(Problem requirements)
Extract the whole listing as it stands. Do not include the pictures.

(Given data)
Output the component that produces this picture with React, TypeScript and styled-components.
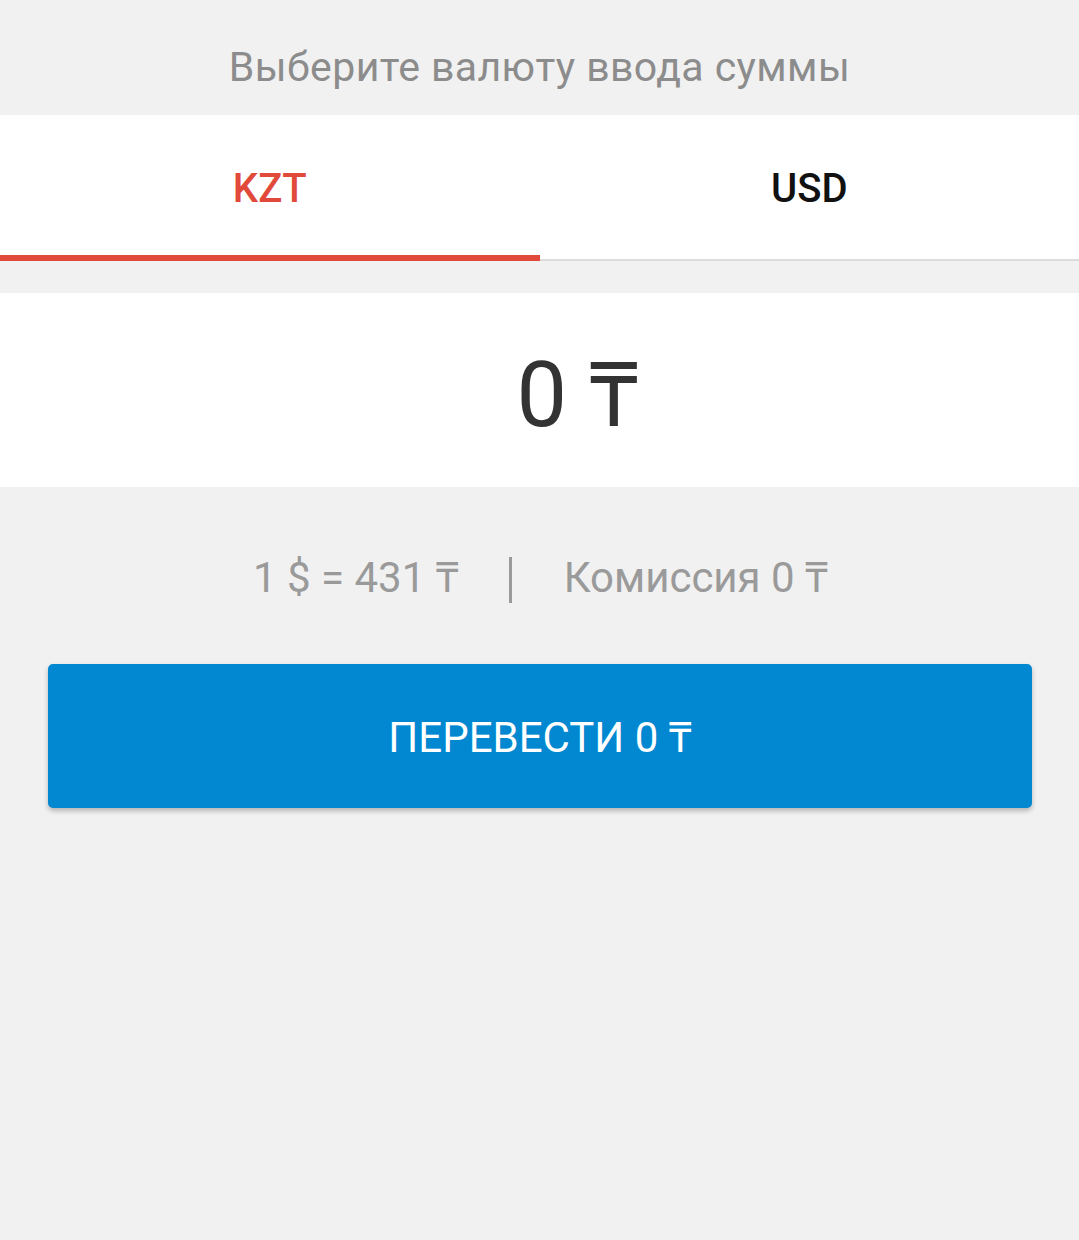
import React, { useState } from "react";
import styled, { createGlobalStyle } from "styled-components";

const Global = createGlobalStyle`
  html, body { margin: 0; padding: 0; background: #f1f1f1; }
  body { font-family: Roboto, "Noto Sans", "DejaVu Sans", sans-serif; }
`;

const Page = styled.div`
  width: 1079px;
  min-height: 1240px;
  background: #f1f1f1;
  display: flex;
  flex-direction: column;
`;

const Header = styled.div`
  height: 115px;
  display: flex;
  align-items: center;
  justify-content: center;
  color: #8c8c8c;
  font-size: 41px;
  letter-spacing: 0.4px;
  padding-top: 18px;
  box-sizing: border-box;
`;

const Tabs = styled.div`
  display: flex;
  background: #fff;
  height: 146px;
  border-bottom: 2px solid #dcdcdc;
  box-sizing: border-box;
`;

const Tab = styled.button<{ $active: boolean }>`
  flex: 1;
  border: none;
  background: transparent;
  font-family: inherit;
  font-weight: 500;
  font-size: 40px;
  color: ${(p) => (p.$active ? "#e14a3b" : "#111")};
  padding: 2px 0 0;
  position: relative;
  cursor: pointer;
  &::after {
    content: "";
    position: absolute;
    left: 0;
    right: 0;
    bottom: -2px;
    height: 6px;
    background: ${(p) => (p.$active ? "#e14a3b" : "transparent")};
  }
`;

const AmountPanel = styled.div`
  margin-top: 32px;
  height: 194px;
  background: #fff;
  display: flex;
  align-items: center;
  justify-content: center;
  padding-left: 76px;
  box-sizing: border-box;
  font-size: 90px;
  color: #333;
  padding-top: 2px;
`;

const Info = styled.div`
  height: 177px;
  display: flex;
  align-items: center;
  justify-content: center;
  color: #9a9a9a;
  font-size: 42px;
  padding-left: 2px;
`;

const Sep = styled.span`
  margin: 0 52px 0 50px;
  display: inline-block;
  width: 3px;
  height: 46px;
  background: #9a9a9a;
  transform: translateY(4px);
`;

const Button = styled.button`
  margin: 0 47px 0 48px;
  height: 144px;
  border: none;
  border-radius: 5px;
  background: #0288d1;
  color: #fff;
  font-family: inherit;
  font-size: 42px;
  box-shadow: 0 3px 5px rgba(0, 0, 0, 0.25);
  cursor: pointer;
  padding-bottom: 2px;
`;

export default function App() {
  const [cur, setCur] = useState("KZT");
  return (
    <Page>
      <Global />
      <Header>Выберите валюту ввода суммы</Header>
      <Tabs>
        <Tab $active={cur === "KZT"} onClick={() => setCur("KZT")}>KZT</Tab>
        <Tab $active={cur === "USD"} onClick={() => setCur("USD")}>USD</Tab>
      </Tabs>
      <AmountPanel>0 ₸</AmountPanel>
      <Info>
        <span>1 $ = 431 ₸</span>
        <Sep />
        <span>Комиссия 0 ₸</span>
      </Info>
      <Button>ПЕРЕВЕСТИ 0 ₸</Button>
    </Page>
  );
}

(Complete output)
Output the component that produces this picture with React, TypeScript and styled-components.
import React, { useState } from "react";
import styled, { createGlobalStyle } from "styled-components";

const Global = createGlobalStyle`
  html, body { margin: 0; padding: 0; background: #f1f1f1; }
  body { font-family: Roboto, "Noto Sans", "DejaVu Sans", sans-serif; }
`;

const Page = styled.div`
  width: 1079px;
  min-height: 1240px;
  background: #f1f1f1;
  display: flex;
  flex-direction: column;
`;

const Header = styled.div`
  height: 115px;
  display: flex;
  align-items: center;
  justify-content: center;
  color: #8c8c8c;
  font-size: 41px;
  letter-spacing: 0.4px;
  padding-top: 18px;
  box-sizing: border-box;
`;

const Tabs = styled.div`
  display: flex;
  background: #fff;
  height: 146px;
  border-bottom: 2px solid #dcdcdc;
  box-sizing: border-box;
`;

const Tab = styled.button<{ $active: boolean }>`
  flex: 1;
  border: none;
  background: transparent;
  font-family: inherit;
  font-weight: 500;
  font-size: 40px;
  color: ${(p) => (p.$active ? "#e14a3b" : "#111")};
  padding: 2px 0 0;
  position: relative;
  cursor: pointer;
  &::after {
    content: "";
    position: absolute;
    left: 0;
    right: 0;
    bottom: -2px;
    height: 6px;
    background: ${(p) => (p.$active ? "#e14a3b" : "transparent")};
  }
`;

const AmountPanel = styled.div`
  margin-top: 32px;
  height: 194px;
  background: #fff;
  display: flex;
  align-items: center;
  justify-content: center;
  padding-left: 76px;
  box-sizing: border-box;
  font-size: 90px;
  color: #333;
  padding-top: 2px;
`;

const Info = styled.div`
  height: 177px;
  display: flex;
  align-items: center;
  justify-content: center;
  color: #9a9a9a;
  font-size: 42px;
  padding-left: 2px;
`;

const Sep = styled.span`
  margin: 0 52px 0 50px;
  display: inline-block;
  width: 3px;
  height: 46px;
  background: #9a9a9a;
  transform: translateY(4px);
`;

const Button = styled.button`
  margin: 0 47px 0 48px;
  height: 144px;
  border: none;
  border-radius: 5px;
  background: #0288d1;
  color: #fff;
  font-family: inherit;
  font-size: 42px;
  box-shadow: 0 3px 5px rgba(0, 0, 0, 0.25);
  cursor: pointer;
  padding-bottom: 2px;
`;

export default function App() {
  const [cur, setCur] = useState("KZT");
  return (
    <Page>
      <Global />
      <Header>Выберите валюту ввода суммы</Header>
      <Tabs>
        <Tab $active={cur === "KZT"} onClick={() => setCur("KZT")}>KZT</Tab>
        <Tab $active={cur === "USD"} onClick={() => setCur("USD")}>USD</Tab>
      </Tabs>
      <AmountPanel>0 ₸</AmountPanel>
      <Info>
        <span>1 $ = 431 ₸</span>
        <Sep />
        <span>Комиссия 0 ₸</span>
      </Info>
      <Button>ПЕРЕВЕСТИ 0 ₸</Button>
    </Page>
  );
}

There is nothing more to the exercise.